A tram overpass in Adelaide had been stalled for a year. Why? Because the community couldn’t visualise the impact of the new overpass on their environment, and therefore wouldn’t support the project. 3d Rendering, endless expensive photoshopped drawings, handsome architectural sketches and engineering plans – all to no avail as the social license was withheld.
Winning the ambiguous and unofficial ‘social license’ can be as important as the environmental, safety and functionality conditions in many projects. And sometimes it is even more important.
When it goes wrong, and you’re unable to get the social license, we see an increase in complaints and projects stalled. The bigger the community dissatisfaction, the more intense the reactions become – to the point of people marching in the streets.
The fear of community anxiety, resistance to change, and backlash has been noted in recent COAG cities reports as an inhibitor to some projects. Even though the projects may be critical for productivity and urban quality, they are just too hard to get off the ground.
Public servants also want to avoid unhappy communities and stakeholders. It is the bureaucrat who receives the complaints from ministers and mayors, and is asked to respond promptly. Each response can take many days, as they try to explain how the situation will exactly play out from the objector’s viewpoint. This can be tedious and unsatisfactory work.
Our educated population wants to know what is going on in their environment, and they expect best practice. This is not just a NIMBY (“not in my backyard”) phenomena – it is a growing social conscience of what is good planning and design, and outcomes for the city, state or locality.
And why should the population trust the ‘experts’? Poorly-executed buildings and infrastructure have depressed areas for generations, created ghettos, encouraged crime, and even caused deaths. Over the last 50 years we’ve seen trams removed from cities, a failure in social housing, riversides destroyed by roadways, and a mentality of the city as a machine.
As our population ages, and if they ever get to retire, the ‘non-experts’ (residents) will become even more engaged in projects, planning and design in their vicinity. Therefore, in future, we can expect the social license to be even harder to win, and the bar to rise. Perhaps this is an opportunity for crowd-sourcing in city planning.

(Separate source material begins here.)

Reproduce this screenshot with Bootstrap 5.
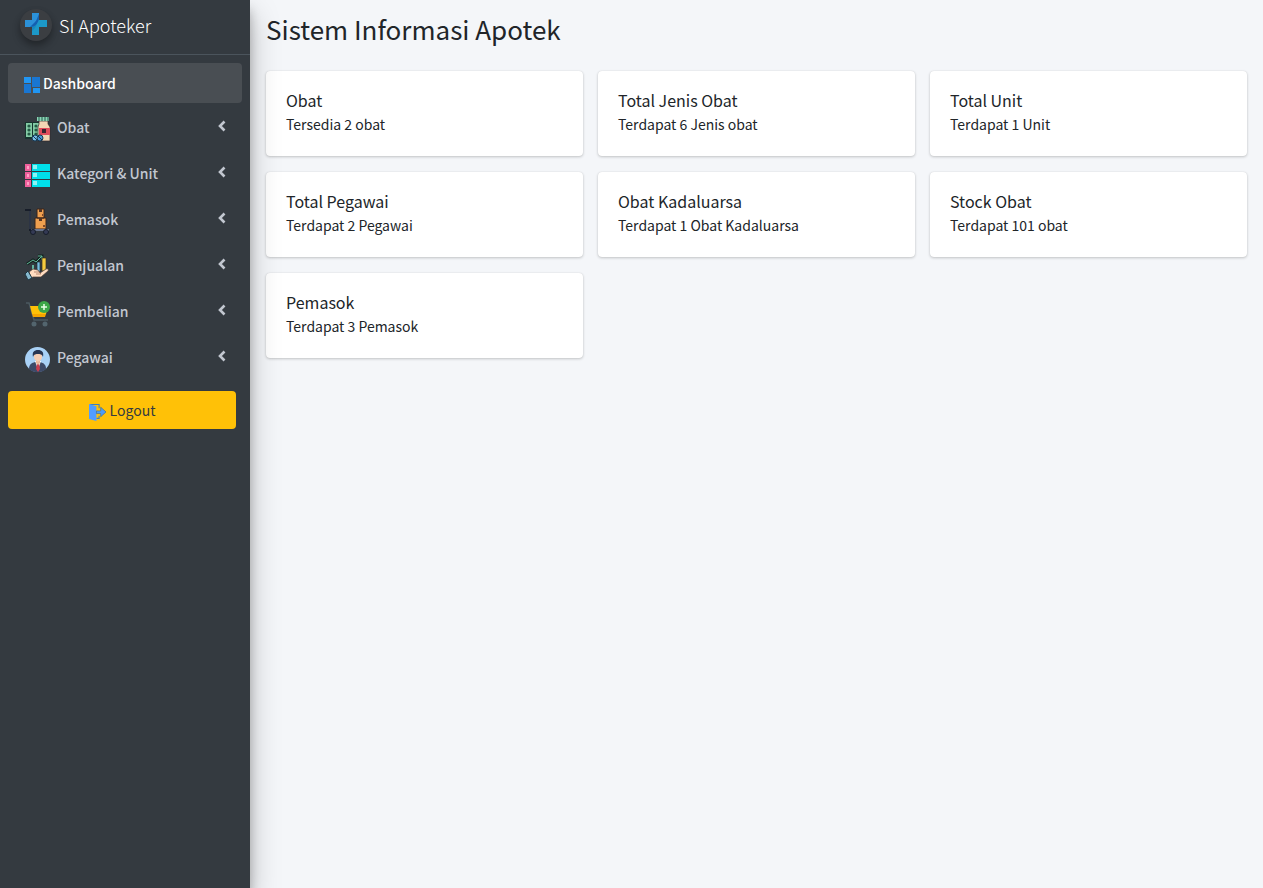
<!DOCTYPE html>
<html lang="id">
<head>
<meta charset="utf-8">
<meta name="viewport" content="width=device-width, initial-scale=1">
<title>Sistem Informasi Apotek</title>
<link href="https://cdn.jsdelivr.net/npm/bootstrap@5.3.0/dist/css/bootstrap.min.css" rel="stylesheet">
<style>
  body { background: #f4f6f9; color: #212529; font-family: "Source Sans Pro", "Noto Sans CJK JP", "Noto Sans", sans-serif; font-size: 14px; line-height: 24px; }
  .sidebar { width: 250px; background: #343a40; box-shadow: 0 14px 28px rgba(0,0,0,.25), 0 10px 10px rgba(0,0,0,.22); z-index: 2; }
  .brand { height: 55px; padding: 0 20px 4px; border-bottom: 1px solid #4b545c; color: rgba(255,255,255,.8); font-size: 18px; font-weight: 300; }
  .brand:hover { color: #fff; }
  .brand-logo { width: 32px; height: 32px; border-radius: 50%; background: #3b3e42; box-shadow: 0 3px 6px rgba(0,0,0,.16), 0 5px 9px rgba(0,0,0,.23); margin-right: 7px; }
  .side-nav { gap: 4px; padding: 8px 8px 0; }
  .side-nav .nav-link { height: 42px; padding: 0 16px 2px; border-radius: 4px; color: #c2c7d0; font-weight: 500; font-size: 14px; }
  .side-nav .nav-link.active { height: 40px; padding-bottom: 0; background: #494e53; color: #fff; }
  .side-nav .nav-link:hover { color: #fff; }
  .item-icon { width: 27px; height: 27px; margin: 4px 6px 0 0; flex: none; }
  .dash-icon { margin: 4px 3px 0 0; }
  .arrow { width: 8px; height: 12px; margin: 0 0 2px auto; }
  .logout { margin: 12px 14px 0 8px; height: 38px; padding: 0; border-radius: 4px; background: #ffc107; color: #343a40; font-size: 14px; }
  .page-title { font-size: 26px; line-height: 32px; font-weight: 400; margin: 0; padding: 13px 0 26px; }
  .stats { display: grid; grid-template-columns: repeat(3, minmax(0, 1fr)); gap: 16px 15px; }
  .stats .card { border: 0; border-radius: 4px; box-shadow: 0 0 1px rgba(0,0,0,.125), 0 1px 3px rgba(0,0,0,.2); }
  .stats .card-body { padding: 17px 20px 20px; color: #212529; }
  .stats h2 { font-size: 16px; line-height: 24px; font-weight: 400; margin: 0; }
  .stats p { margin: 0; }
</style>
</head>
<body>
<div class="d-flex min-vh-100">
  <aside class="sidebar d-flex flex-column flex-shrink-0 position-relative">
    <a href="#" class="brand d-flex align-items-center text-decoration-none">
      <svg class="brand-logo" viewBox="0 0 32 32" aria-hidden="true">
        <path d="M12 4h7v7h8v7h-8v8h-7v-8H5v-7h7z" fill="#1688bd"/>
        <path d="M12 4h7v4c0 7-3 9-9 10H5v-7h7z" fill="#2c91d8"/>
        <path d="M19 5v5c-1 5-4 8-9 8l5-5c2-2 2-4 4-8z" fill="#1460b0"/>
        <path d="M19 11h8v7h-8v8h-7v-4l3-3z" fill="#20a0cc" opacity=".7"/>
      </svg>
      <span>SI Apoteker</span>
    </a>
    <nav class="side-nav nav flex-column flex-nowrap">
      <a class="nav-link active d-flex align-items-center" aria-current="page" href="#">
        <svg width="16" height="16" viewBox="0 0 16 16" class="dash-icon" aria-hidden="true"><path fill="#2196f3" d="M0 0h7v6H0zM9 11h7v5H9z"/><path fill="#1976d2" d="M8 0h8v10H8zM0 7h7v9H0z"/></svg>
        <span>Dashboard</span>
      </a>
      <a class="nav-link d-flex align-items-center" href="#">
        <svg class="item-icon" viewBox="0 0 27 27" aria-hidden="true">
          <path d="M1 6h15v17H1z" fill="#17352e"/>
          <path d="M2 7h6v14H2zM9 7h6v14H9z" fill="#83cba5"/>
          <g fill="#245b45"><circle cx="5" cy="10" r="1.6"/><circle cx="5" cy="14" r="1.6"/><circle cx="5" cy="18" r="1.6"/><circle cx="12" cy="10" r="1.6"/><circle cx="12" cy="14" r="1.6"/><circle cx="12" cy="18" r="1.6"/></g>
          <path d="M15 5h9v3l2 3v14H14V11l1-3z" fill="#f3d6b5" stroke="#302a2b" stroke-width=".7"/>
          <path d="M13 1h12v4H13z" fill="#8bd5b5"/><path d="M15 1v4m3-4v4m3-4v4m3-4v4" stroke="#24594c"/>
          <path d="M15 12h11v7H15z" fill="#df4b5b"/><path d="M18 13h4v4h-4z" fill="#3a2530"/>
          <circle cx="11" cy="22" r="3" fill="#79bfe8" stroke="#183954"/><circle cx="16" cy="22" r="3" fill="#4a97d4" stroke="#183954"/><path d="m9 20 4 4m1-4 4 4" stroke="#183954"/>
        </svg>
        <span>Obat</span><svg class="arrow" viewBox="0 0 8 12" aria-hidden="true"><path d="M6.5 1.5 2 6l4.500 4.500" fill="none" stroke="currentColor" stroke-width="2.600"/></svg>
      </a>
      <a class="nav-link d-flex align-items-center" href="#">
        <svg class="item-icon" viewBox="0 0 27 27" aria-hidden="true">
          <path d="M1 2h6v7H1zM1 10h6v7H1zM1 18h6v7H1z" fill="#ef5f9b"/><path d="M8 2h18v7H8zM8 10h18v7H8zM8 18h18v7H8z" fill="#00dfea"/>
          <path d="M9 3h4v4H9zm0 8h4v4H9zm0 8h4v4H9z" fill="#8cf4f5"/><path d="M3 4h2v3H3zm0 8h2v3H3zm0 8h2v3H3z" fill="#ffa1c5"/>
        </svg>
        <span>Kategori &amp; Unit</span><svg class="arrow" viewBox="0 0 8 12" aria-hidden="true"><path d="M6.500 1.500 2 6l4.500 4.500" fill="none" stroke="currentColor" stroke-width="2.600"/></svg>
      </a>
      <a class="nav-link d-flex align-items-center" href="#">
        <svg class="item-icon" viewBox="0 0 27 27" aria-hidden="true">
          <path d="M1 2h5v20h19" fill="none" stroke="#171d29" stroke-width="2"/><path d="M6 3v18" stroke="#53617c" stroke-width=".7"/>
          <path d="M13 1h7v9h-7zM11 10h11v11H11z" fill="#efa04f" stroke="#38251c"/><path d="M15 1h3v3h-3zM15 10h3v3h-3z" fill="#563522"/><path d="M18 6h1v2h-1zM19 17h2v2h-2z" fill="#824b2b"/>
          <path d="M7 22h18" stroke="#68738c" stroke-width="2"/><circle cx="9" cy="24" r="2.500" fill="#343a55" stroke="#171d29"/><circle cx="22" cy="24" r="2.500" fill="#343a55" stroke="#171d29"/>
        </svg>
        <span>Pemasok</span><svg class="arrow" viewBox="0 0 8 12" aria-hidden="true"><path d="M6.500 1.500 2 6l4.500 4.500" fill="none" stroke="currentColor" stroke-width="2.600"/></svg>
      </a>
      <a class="nav-link d-flex align-items-center" href="#">
        <svg class="item-icon" viewBox="0 0 27 27" aria-hidden="true">
          <path d="m3 10 6-4 3 2 6-6M14 2h4v4" fill="none" stroke="#12241f" stroke-width="3"/><path d="m3 10 6-4 3 2 6-6M14 2h4v4" fill="none" stroke="#64b69a" stroke-width="1"/>
          <path d="M8 11h2v7H8z" fill="#62b5a0"/><path d="M13 8h3v10h-3z" fill="#75bde0" stroke="#203038" stroke-width=".7"/><path d="M18 4h4v13h-4z" fill="#f6cb3f" stroke="#39321c" stroke-width=".7"/>
          <path d="m5 18 4-3 5 1 2 3 6-4c2-1 3 1 2 2l-7 6H9l-2 1z" fill="#ffdcc0" stroke="#4a3c36" stroke-width=".7"/><path d="M10 18h5l2 2h-5" fill="none" stroke="#9b6a54" stroke-width=".7"/>
          <path d="m4 17 4 7-4 2-3-6z" fill="#86b9cf" stroke="#1d3540"/>
        </svg>
        <span>Penjualan</span><svg class="arrow" viewBox="0 0 8 12" aria-hidden="true"><path d="M6.500 1.500 2 6l4.500 4.500" fill="none" stroke="currentColor" stroke-width="2.600"/></svg>
      </a>
      <a class="nav-link d-flex align-items-center" href="#">
        <svg class="item-icon" viewBox="0 0 27 27" aria-hidden="true">
          <path d="M2 3h3l5 17h14" fill="none" stroke="#4b5960" stroke-width="1.500"/><path d="M6 6h18l-2 8H8z" fill="#ffc107"/><path d="M8 14h14l-1 3H9z" fill="#f5a400"/>
          <circle cx="10" cy="24" r="2.500" fill="#53656e"/><circle cx="21" cy="24" r="2.500" fill="#53656e"/><circle cx="20" cy="7" r="6" fill="#3da748"/><path d="M20 4v6m-3-3h6" stroke="#e7ffe5" stroke-width="1.500"/>
        </svg>
        <span>Pembelian</span><svg class="arrow" viewBox="0 0 8 12" aria-hidden="true"><path d="M6.500 1.500 2 6l4.500 4.500" fill="none" stroke="currentColor" stroke-width="2.600"/></svg>
      </a>
      <a class="nav-link d-flex align-items-center" href="#">
        <svg class="item-icon" viewBox="0 0 27 27" aria-hidden="true">
          <circle cx="13.500" cy="13.500" r="12.500" fill="#a9d1f6"/><path d="M5 23c0-5 3-6 6-7h5c4 1 6 3 6 7a12.500 12.500 0 0 1-17 0z" fill="#3d4a68"/>
          <path d="m11 15 3 9 3-9z" fill="#fff"/><path d="M13 17h2l1 6-2 3-2-3z" fill="#c93d4e"/><path d="M12 13h4v4l-2 2-2-2z" fill="#eab79b"/><ellipse cx="14" cy="10.500" rx="4" ry="5" fill="#f6cdb3"/><path d="M9 11c-1-5 1-7 5-7s6 2 5 7c-1-3-3-3-5-3s-4 0-5 3z" fill="#283653"/>
        </svg>
        <span>Pegawai</span><svg class="arrow" viewBox="0 0 8 12" aria-hidden="true"><path d="M6.500 1.500 2 6l4.500 4.500" fill="none" stroke="currentColor" stroke-width="2.600"/></svg>
      </a>
    </nav>
    <button type="button" class="btn logout d-flex align-items-center justify-content-center">
      <svg width="17" height="17" viewBox="0 0 16 16" class="me-1 mt-1" aria-hidden="true"><path d="M1 .5h8.500V4M9.500 11v2.500H7" fill="none" stroke="#397fc5"/><path d="m0 0 7 2v14l-7-2z" fill="#529dff"/><path d="M7 6.500h4V3l5 4.500-5 4.500V9H7z" fill="#4e9cf4" stroke="#35699b" stroke-width=".6"/></svg>
      <span>Logout</span>
    </button>
  </aside>
  <main class="flex-grow-1 px-3 pb-3">
    <h1 class="page-title">Sistem Informasi Apotek</h1>
    <div class="stats">
      <section class="card"><div class="card-body"><h2>Obat</h2><p>Tersedia 2 obat</p></div></section>
      <section class="card"><div class="card-body"><h2>Total Jenis Obat</h2><p>Terdapat 6 Jenis obat</p></div></section>
      <section class="card"><div class="card-body"><h2>Total Unit</h2><p>Terdapat 1 Unit</p></div></section>
      <section class="card"><div class="card-body"><h2>Total Pegawai</h2><p>Terdapat 2 Pegawai</p></div></section>
      <section class="card"><div class="card-body"><h2>Obat Kadaluarsa</h2><p>Terdapat 1 Obat Kadaluarsa</p></div></section>
      <section class="card"><div class="card-body"><h2>Stock Obat</h2><p>Terdapat 101 obat</p></div></section>
      <section class="card"><div class="card-body"><h2>Pemasok</h2><p>Terdapat 3 Pemasok</p></div></section>
    </div>
  </main>
</div>
<script src="https://cdn.jsdelivr.net/npm/bootstrap@5.3.0/dist/js/bootstrap.bundle.min.js"></script>
</body>
</html>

But how do you gain the social license from a community? Often we see the engineer personality at community events with impenetrable plans and an inability to socially engage, the architect defending the glory of their monument from selected viewpoints, and the army of wordsmiths with a pile of reports and brochures.
There is often a complete lack of trust, and sometimes of respect, between communities and experts. We all know how much the information is presented in its ‘best light’ – the 50 revisions of the brochure full of weasel words.
One of the keys is to enable complete, open transparency. To allow people to see how a new project will directly influence their life and environment. And to do this in the most easy way. Why should it be hard? Why should they need to sift through hundreds of pages or assimilate abstract drawings in their head?
They want to know – how will this new road look from my back door? How will it affect the sidewalk, or the park where I walk my dog? What if it rains? How does it integrate with other facilities? Will it add or remove value for the local area? Will my neighbourhood be better for the change?
In order to win the social license, you need the community and the stakeholders to be convinced that they are completely aware of the environmental change – from every experience and perspective of interest.
When we provide full visibility, even when the most drastic changes are being proposed to people’s previously sedentary life, people buy-in to the project. Take away the razzle dazzle of the over-manipulated information, and make it open and immersive. And remove the need to convert and interpret abstract plans and drawings.
Across thousands of experiences with community members and other stakeholders, including industry professionals, we see the light bulb go on, anxiety and worry vanish and the immediate realisation of understanding. People despise not being able to understand something – it makes them anxious. So the sooner you can truly create understanding, the sooner you can win the social license.
A neighbourhood planning process in Brisbane was pleasantly surprised when community members said, “Yes, you should really bulldoze our houses along this transport corridor and put big buildings here. It is the right thing to do for the place, even though we have lived here for decades.”
When projects and plans are transparently revealed in a simple and easy manner in a virtual replication, anxieties are eliminated, people become calm, and objectors become evangelists. Residents aren’t intentionally hindering your work – they just need to understand. And the easiest way to do this is through seeing how all the pieces fit together, clearly and simply.